The JFA Academy Fukushima, is a new school established by the Japan Football Association with the cooperation of Fukushima Prefecture and three towns from the prefecture in order to raise top Japan players. The opening ceremony, held at a hall in Tomioka, was attended by JFA honorary patron Princess Takamado, Fukushima Governor Eisaku Sato and JFA president Saburo Kawabuchi, as well as JFA ambassador and former Japan international Masami Ihara, the JFA reported.

For the inaugural year, 17 boys in the first year of junior high school and 23 girls, from the first year of junior high through the first year of high school, out of a total of 202 applicants, successfully passed the entrance selection. "I hope you will work hard with the pride of having been selected and with modesty, and become a player who can represent Japan and the world," Kawabuchi said in a speech at the ceremony.

The Academy, headed by JFA technical director Kozo Tashima as school master, was designed with the hopes of "raising top-class players with a cosmopolitan sense".
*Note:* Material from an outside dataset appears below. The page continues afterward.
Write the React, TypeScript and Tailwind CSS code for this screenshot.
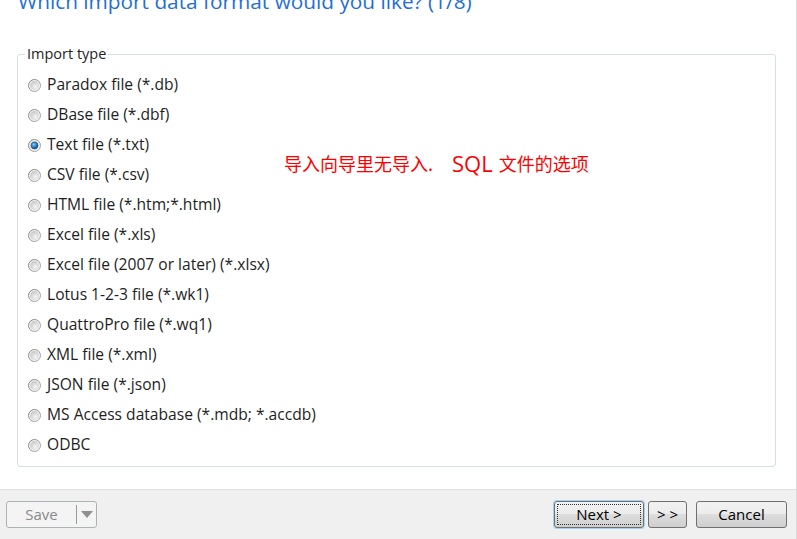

All the students will stay at a residential hall and go to schools in the area for academic studies while taking football lessons at the J. Village national training center under the guidance of JFA authorized coaches, with former Institut National du Football chief Claude Dusseau serving as special coach. The INF produced leading players such as Thierry Henry and Nicolas Anelka and has become a model for the JFA Academy.

"The Academy is one of the things we (JFA) are obliged to start in order to meet the promise of making it into the top 10 in the world, which we stated in the 2005 Declaration," Tashima commented. "We won't get the results immediately, but we should try our hardest."